2023-06-07T17:32:06.046Z

Highlights: Aboubakr Jamai is a former Moroccan journalist who now lives in Aix-en-Provence. He says the boycott of Booba is the mirror of an ultra-patriotic atmosphere in Morocco. Jamai says the case is not necessarily indicative of what Moroccan society thinks. The rapper's concert, scheduled for June 21 in Casablanca, has been deprogrammed for sexist remarks, according to reports. The decision to cancel the concert would merit further investigation, says Jamai.


INTERVIEW - The rapper's concert, scheduled for June 21 in Casablanca, has been deprogrammed for sexist remarks. According to former journalist Aboubakr Jamai, the ultra-nationalists behind the boycott do not represent all the kingdom's youth.


Aboubakr Jamai ran the Weekly Journal in Morocco before being driven into exile due to censorship. After a stay in the United States and Spain, he lives in Aix-en-Provence where he directs the program of international relations at the American University Institute (IAU College).

LEFIGARO. - Who is behind the boycott campaign against Booba?

ABOUBAKR JAMAI. I have doubts about the true scale of this boycott campaign, which supposedly led the authorities to cancel the concert. This would merit further investigation. According to my information, this popular vindictiveness has been largely amplified by the Moorish, a very pro-regime Twitter group that has 51K followers. They present themselves as ultra-patriots and nationalists, and as such, regularly attack independent journalists, defenders of human rights, under the pretext of defending the monarchy.

So the Booba case is not necessarily indicative of what Moroccan society thinks?

I don't read the boycott of Booba as religious conservatism. Rather, it is the mirror of an ultra-patriotic atmosphere, which serves to conceal the flaws in the governance of the Moroccan regime. There is a rather deleterious atmosphere vis-à-vis the rest of the world lately in Morocco... It is always easier to point the finger at the external enemy when you have to reproach yourself. Myself, a popular Moroccan website accused me of being a French agent in a pseudo-investigation, accusing me of "bashing Moroccan diplomatic action" for interviews at RFI and France 24.

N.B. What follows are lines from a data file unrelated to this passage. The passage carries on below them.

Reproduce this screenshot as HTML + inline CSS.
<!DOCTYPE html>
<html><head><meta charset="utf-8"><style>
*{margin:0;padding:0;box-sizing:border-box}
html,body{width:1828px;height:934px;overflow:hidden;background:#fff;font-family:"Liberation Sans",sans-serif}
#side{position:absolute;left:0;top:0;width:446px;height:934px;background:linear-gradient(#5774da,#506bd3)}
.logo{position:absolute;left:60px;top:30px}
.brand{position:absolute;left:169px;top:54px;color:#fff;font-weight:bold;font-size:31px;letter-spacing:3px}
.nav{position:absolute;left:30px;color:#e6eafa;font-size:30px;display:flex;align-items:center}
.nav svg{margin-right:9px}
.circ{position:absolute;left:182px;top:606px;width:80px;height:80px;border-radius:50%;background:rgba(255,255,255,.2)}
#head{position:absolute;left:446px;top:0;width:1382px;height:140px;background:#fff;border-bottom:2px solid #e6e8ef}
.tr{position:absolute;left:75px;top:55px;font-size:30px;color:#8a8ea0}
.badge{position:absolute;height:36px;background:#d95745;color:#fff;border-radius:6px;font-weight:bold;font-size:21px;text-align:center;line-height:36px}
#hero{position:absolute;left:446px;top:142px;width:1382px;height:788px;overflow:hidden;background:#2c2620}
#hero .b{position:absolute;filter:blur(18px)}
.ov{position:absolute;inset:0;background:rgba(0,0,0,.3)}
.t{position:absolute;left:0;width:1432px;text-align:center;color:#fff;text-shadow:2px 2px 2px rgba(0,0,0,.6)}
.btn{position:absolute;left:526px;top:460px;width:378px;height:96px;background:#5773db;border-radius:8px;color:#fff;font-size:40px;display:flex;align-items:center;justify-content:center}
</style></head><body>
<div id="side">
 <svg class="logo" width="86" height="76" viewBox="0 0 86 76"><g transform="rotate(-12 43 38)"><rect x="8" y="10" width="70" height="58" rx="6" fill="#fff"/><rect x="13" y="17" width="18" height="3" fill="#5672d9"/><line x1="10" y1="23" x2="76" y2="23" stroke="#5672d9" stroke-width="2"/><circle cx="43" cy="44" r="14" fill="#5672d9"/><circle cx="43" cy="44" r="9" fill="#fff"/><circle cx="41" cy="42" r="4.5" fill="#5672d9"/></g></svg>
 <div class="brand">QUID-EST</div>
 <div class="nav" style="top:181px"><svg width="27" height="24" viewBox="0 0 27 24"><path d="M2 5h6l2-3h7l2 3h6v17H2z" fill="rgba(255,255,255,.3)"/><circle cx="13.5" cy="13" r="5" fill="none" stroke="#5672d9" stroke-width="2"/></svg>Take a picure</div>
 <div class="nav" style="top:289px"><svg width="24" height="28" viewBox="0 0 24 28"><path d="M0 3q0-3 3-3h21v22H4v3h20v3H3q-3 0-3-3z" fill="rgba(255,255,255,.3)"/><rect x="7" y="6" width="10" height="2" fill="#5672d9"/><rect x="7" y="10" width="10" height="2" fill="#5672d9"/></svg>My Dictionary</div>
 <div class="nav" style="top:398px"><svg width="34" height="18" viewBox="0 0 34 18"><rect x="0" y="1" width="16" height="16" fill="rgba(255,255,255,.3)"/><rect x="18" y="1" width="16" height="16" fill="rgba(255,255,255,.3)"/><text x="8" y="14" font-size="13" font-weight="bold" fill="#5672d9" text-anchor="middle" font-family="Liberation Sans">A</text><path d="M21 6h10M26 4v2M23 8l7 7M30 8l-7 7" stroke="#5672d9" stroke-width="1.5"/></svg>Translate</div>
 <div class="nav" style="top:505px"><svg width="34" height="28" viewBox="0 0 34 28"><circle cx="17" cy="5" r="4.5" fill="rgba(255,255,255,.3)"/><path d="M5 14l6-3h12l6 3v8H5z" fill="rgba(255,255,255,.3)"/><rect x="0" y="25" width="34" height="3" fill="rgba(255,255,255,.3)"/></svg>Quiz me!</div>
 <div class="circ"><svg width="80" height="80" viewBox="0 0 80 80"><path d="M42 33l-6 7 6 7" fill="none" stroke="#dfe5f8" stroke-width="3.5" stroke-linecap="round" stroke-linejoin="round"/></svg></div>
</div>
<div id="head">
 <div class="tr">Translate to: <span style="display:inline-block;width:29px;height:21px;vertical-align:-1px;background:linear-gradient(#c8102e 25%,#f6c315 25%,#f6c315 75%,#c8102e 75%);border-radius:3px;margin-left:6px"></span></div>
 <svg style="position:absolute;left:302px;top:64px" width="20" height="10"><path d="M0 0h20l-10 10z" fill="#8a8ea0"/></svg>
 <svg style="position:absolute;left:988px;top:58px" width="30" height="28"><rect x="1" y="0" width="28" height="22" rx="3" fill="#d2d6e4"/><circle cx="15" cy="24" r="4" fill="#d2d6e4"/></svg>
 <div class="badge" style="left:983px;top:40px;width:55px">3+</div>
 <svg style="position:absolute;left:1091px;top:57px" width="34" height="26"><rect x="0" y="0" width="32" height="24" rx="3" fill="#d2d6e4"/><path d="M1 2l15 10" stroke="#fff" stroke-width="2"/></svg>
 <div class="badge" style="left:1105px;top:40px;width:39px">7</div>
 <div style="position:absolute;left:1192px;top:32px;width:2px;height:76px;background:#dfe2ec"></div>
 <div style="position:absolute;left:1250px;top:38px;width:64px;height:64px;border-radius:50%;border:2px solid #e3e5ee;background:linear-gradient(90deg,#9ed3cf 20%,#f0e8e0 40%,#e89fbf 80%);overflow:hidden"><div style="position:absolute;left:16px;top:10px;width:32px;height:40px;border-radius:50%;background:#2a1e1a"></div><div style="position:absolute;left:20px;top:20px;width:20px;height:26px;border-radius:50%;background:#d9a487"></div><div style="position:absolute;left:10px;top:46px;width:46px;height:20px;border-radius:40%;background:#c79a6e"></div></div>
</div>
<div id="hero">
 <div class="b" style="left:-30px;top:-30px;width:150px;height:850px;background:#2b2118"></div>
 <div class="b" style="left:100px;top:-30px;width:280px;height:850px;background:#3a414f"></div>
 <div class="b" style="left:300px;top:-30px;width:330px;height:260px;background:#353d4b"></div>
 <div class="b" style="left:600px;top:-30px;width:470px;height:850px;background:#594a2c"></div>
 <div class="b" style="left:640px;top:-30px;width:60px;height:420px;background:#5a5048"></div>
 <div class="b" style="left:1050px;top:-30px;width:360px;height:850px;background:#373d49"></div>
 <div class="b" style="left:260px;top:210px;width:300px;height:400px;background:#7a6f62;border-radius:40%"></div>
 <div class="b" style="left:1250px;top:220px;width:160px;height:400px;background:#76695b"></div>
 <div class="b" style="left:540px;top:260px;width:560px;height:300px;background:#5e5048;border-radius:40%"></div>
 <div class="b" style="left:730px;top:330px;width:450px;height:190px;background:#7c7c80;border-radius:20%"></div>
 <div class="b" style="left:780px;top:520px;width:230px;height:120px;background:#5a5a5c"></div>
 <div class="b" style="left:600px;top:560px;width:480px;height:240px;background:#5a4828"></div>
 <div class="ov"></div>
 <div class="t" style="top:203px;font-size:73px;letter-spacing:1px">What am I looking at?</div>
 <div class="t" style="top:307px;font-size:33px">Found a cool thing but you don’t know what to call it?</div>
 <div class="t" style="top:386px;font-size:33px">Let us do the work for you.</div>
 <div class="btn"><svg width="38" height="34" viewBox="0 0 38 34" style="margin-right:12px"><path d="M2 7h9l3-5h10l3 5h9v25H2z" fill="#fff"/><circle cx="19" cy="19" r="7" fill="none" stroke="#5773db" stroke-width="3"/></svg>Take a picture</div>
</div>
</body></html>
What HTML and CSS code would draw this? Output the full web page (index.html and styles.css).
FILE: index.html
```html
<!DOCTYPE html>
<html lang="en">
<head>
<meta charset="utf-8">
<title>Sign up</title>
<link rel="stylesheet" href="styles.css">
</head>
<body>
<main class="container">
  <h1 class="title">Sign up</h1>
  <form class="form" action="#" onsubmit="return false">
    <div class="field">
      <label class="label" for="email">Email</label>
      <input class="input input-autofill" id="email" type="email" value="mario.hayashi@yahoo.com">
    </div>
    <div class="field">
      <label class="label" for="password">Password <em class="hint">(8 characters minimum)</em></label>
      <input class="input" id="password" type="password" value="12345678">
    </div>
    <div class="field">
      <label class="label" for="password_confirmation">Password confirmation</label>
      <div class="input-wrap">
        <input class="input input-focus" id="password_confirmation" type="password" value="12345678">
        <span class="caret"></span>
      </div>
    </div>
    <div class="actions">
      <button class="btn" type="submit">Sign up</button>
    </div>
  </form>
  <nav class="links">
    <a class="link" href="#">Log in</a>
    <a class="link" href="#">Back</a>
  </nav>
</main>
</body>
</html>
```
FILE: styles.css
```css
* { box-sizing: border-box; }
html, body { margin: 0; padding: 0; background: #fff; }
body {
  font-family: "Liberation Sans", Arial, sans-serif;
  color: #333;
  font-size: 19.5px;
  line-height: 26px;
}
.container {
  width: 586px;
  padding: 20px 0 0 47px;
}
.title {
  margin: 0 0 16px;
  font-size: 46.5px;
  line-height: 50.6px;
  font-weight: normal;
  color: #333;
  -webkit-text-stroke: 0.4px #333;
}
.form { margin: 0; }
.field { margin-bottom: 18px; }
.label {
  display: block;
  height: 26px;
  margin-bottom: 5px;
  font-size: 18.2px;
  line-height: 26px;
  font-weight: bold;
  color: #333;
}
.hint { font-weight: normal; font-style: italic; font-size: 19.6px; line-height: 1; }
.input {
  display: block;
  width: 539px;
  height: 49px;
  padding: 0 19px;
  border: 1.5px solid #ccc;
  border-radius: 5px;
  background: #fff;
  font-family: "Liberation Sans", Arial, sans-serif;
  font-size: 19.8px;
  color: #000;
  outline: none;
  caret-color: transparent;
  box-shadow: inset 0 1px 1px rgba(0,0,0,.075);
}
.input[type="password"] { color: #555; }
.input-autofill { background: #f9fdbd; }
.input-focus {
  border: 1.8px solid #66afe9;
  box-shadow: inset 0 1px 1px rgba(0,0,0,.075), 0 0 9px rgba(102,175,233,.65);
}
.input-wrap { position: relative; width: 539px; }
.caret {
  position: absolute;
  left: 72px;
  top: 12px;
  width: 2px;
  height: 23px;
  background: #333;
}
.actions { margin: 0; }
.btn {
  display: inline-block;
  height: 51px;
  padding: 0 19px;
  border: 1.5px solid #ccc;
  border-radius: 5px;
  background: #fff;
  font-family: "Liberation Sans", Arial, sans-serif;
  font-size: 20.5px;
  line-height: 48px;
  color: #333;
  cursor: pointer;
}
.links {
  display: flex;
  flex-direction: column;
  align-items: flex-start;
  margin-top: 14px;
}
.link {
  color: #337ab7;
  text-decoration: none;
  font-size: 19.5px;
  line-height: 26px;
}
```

In any case, it is difficult to pin down the overall trend in Moroccans' opinion. Since the 1980s, the country has experienced a seismic demographic evolution. Its fertility rate in Rabat has become, in forty years, the same as in Paris or Madrid! However, the shorter the phase of demographic change, the greater the clash between generations. Add to that access to a globalized culture that exposes youth to what is happening elsewhere, you have huge chasms in terms of values between two or three successive generations. So, even though polls show that young Moroccans are increasingly religious, I am hesitant to say that the youth is against Booba. If so, how to explain his huge success at the 2017 concert at the Mawazine festival?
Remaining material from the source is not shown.